*** Given entries ***

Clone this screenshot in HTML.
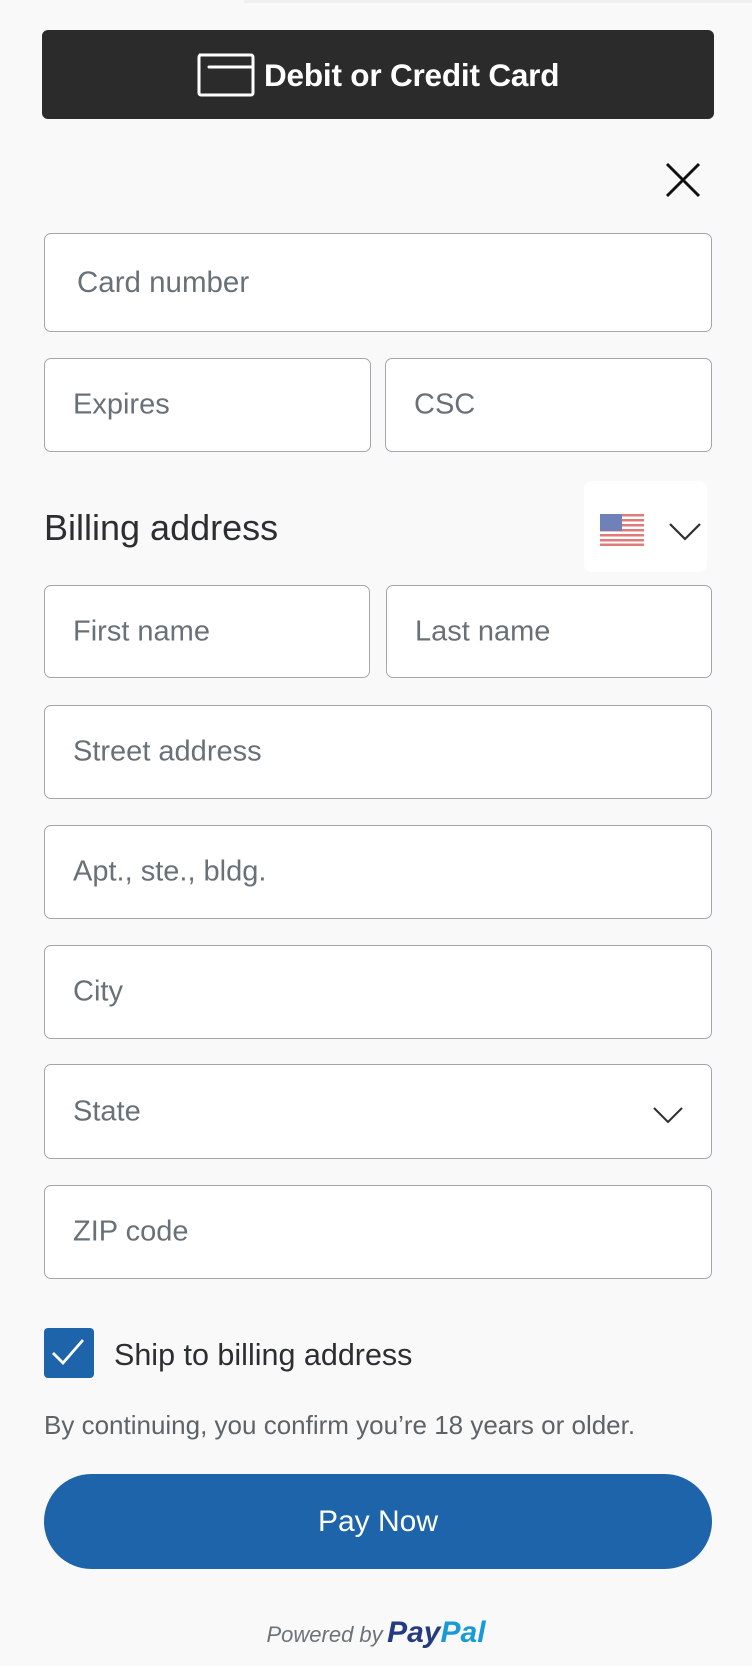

***
*** Given entries ***

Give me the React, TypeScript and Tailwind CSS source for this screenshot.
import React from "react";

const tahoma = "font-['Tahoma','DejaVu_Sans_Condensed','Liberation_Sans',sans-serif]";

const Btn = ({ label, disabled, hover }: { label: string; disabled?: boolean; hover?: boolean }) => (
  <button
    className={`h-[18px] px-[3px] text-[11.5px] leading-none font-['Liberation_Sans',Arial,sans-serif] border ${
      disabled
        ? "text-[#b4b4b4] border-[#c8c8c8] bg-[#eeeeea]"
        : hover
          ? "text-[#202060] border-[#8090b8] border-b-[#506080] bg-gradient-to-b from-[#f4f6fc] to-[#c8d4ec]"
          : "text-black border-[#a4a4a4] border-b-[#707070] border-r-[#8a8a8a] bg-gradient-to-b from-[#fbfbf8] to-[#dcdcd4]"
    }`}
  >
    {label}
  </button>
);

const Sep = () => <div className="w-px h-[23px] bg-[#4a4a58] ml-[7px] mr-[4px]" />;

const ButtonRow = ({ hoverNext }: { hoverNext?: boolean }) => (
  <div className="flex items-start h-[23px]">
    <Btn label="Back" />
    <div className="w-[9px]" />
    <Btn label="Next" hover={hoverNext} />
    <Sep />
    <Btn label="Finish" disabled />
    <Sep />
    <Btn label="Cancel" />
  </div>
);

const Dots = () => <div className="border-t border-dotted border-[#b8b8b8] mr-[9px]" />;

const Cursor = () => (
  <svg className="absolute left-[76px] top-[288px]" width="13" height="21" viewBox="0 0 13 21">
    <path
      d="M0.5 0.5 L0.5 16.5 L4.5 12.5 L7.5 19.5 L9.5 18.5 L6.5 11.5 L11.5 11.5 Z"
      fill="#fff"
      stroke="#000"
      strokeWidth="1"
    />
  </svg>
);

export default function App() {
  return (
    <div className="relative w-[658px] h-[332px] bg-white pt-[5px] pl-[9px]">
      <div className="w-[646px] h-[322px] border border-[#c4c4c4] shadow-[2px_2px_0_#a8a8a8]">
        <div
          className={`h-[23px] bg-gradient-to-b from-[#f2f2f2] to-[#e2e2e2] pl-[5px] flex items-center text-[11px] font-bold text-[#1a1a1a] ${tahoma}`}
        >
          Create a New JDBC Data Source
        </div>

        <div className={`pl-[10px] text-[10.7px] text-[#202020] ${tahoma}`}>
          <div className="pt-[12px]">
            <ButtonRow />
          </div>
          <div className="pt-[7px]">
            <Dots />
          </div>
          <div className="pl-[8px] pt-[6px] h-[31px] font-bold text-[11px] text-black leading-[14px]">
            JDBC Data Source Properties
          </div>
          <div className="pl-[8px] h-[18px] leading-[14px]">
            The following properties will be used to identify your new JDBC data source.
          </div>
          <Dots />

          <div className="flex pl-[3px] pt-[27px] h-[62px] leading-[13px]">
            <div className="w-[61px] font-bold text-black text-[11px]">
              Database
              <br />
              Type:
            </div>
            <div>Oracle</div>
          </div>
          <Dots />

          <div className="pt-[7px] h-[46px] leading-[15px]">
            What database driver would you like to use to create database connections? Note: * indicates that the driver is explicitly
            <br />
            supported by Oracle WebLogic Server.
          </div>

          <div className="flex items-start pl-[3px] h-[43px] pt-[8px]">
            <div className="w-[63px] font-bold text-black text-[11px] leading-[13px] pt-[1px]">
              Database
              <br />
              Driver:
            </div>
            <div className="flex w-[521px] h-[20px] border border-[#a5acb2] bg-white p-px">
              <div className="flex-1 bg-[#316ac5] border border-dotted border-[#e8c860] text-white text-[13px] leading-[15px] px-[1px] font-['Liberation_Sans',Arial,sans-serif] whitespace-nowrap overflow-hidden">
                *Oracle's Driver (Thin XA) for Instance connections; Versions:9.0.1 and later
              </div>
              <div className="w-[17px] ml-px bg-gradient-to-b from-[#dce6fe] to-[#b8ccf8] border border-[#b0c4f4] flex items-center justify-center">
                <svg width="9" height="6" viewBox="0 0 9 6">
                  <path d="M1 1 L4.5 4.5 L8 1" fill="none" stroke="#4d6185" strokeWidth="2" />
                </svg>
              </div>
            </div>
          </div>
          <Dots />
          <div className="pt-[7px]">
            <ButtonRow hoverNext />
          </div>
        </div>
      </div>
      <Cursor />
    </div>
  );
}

***

▸ What is needed
From the listing, copy each line containing the word "this".

▸ Written answer
Clone this screenshot in HTML.
Give me the React, TypeScript and Tailwind CSS source for this screenshot.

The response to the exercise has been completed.